I feel like I'm stuck in the mud this morning. I am feeling anxious about doing anything. I want to go out for a walk but my hair is a mess. I'm letting that keep me from exercising. That's not good. I've been having this 'stuck in the mud' problem for months now. That's why I've gained more weight. It's not easy to get back to a lifestyle of movement and activity when I'm so used to just going back to bed when I can't decide what to do. I need to be good to myself and this morning that means going for a short walk.
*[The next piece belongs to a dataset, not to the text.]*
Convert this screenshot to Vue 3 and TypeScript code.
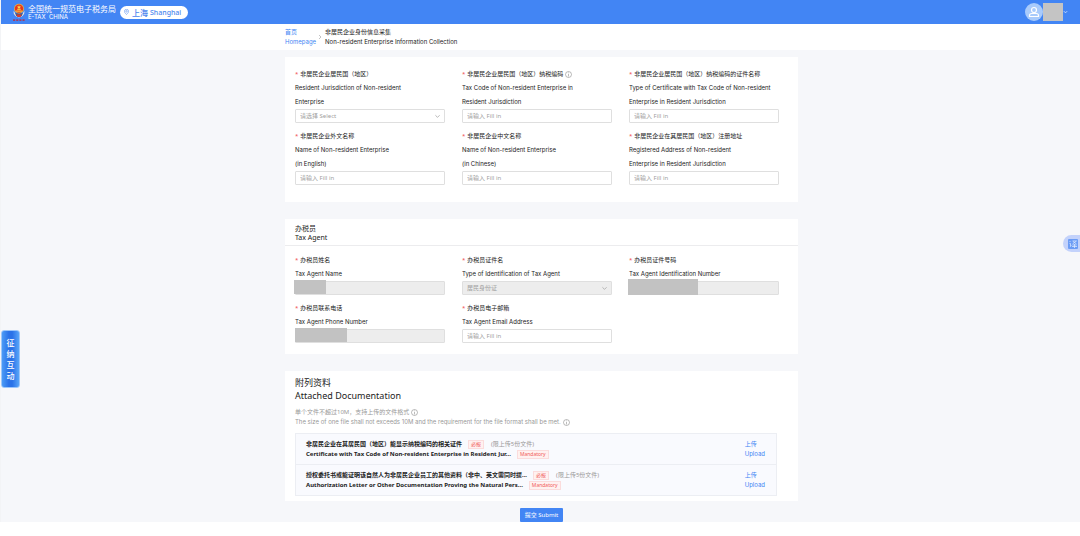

I'm thinking that I have to change into my walking clothes and that's got me stuck too. I don't know why I have such anxiety about going out into the world. I know that I'm afraid that 'people' are looking at me and judging me, laughing at me. Who are these people I fear and why do I think that they are judging me. I guess I feel this way because I grew up in a family full of people who did judge me and who did laugh at me. I've transferred their poor behavior onto the world at large. How do I get past that? Or do I get past it? Maybe I just need to get out there and walk regardless of how I'm feeling.
I remember being told that feelings are NOT facts. I treat my feelings like they are fact though. I need to change that behavior. I need to push through the discomfort and get out there and walk. But I'm not convinced quite yet. This is harder than you can imagine. There is a fear of failure at even starting. What if I can't lose the weight? Shouldn't I be focusing on the process, not the outcome. The process is what is important, not the outcome.
I can feel the anxiety in my chest and in my stomach. It is such an uncomfortable feeling. I hate it. I need to get myself to push through this and get out there and walk. Just doing a little bit each day will help. I want to blog about this anxiety though so I can try to understand it better. I'd like to know where these feelings are coming from and what distortion I am operating under. My thinking is distorted when it comes to feeling anxiety. I trust the feeling more than I trust the truth. No one is going to judge me or laugh at me and even if they did, I would live through the experience. I am fat and I do draw attention for being fat. That's the reality of things.
Well, I've taken a few deep breaths and the anxiety had let up just a bit. I'm going to go and change into my walking clothes and walk to the mailboxes. I'd like to do more but I know that's about all I can tolerate at this point. I used to be able to walk a mile around the community without very much trouble, but I'm so out of shape now that just making it to the mailboxes is a victory.
Here I go, fighting the anxiety all the way. I'll let you know how the walk goes.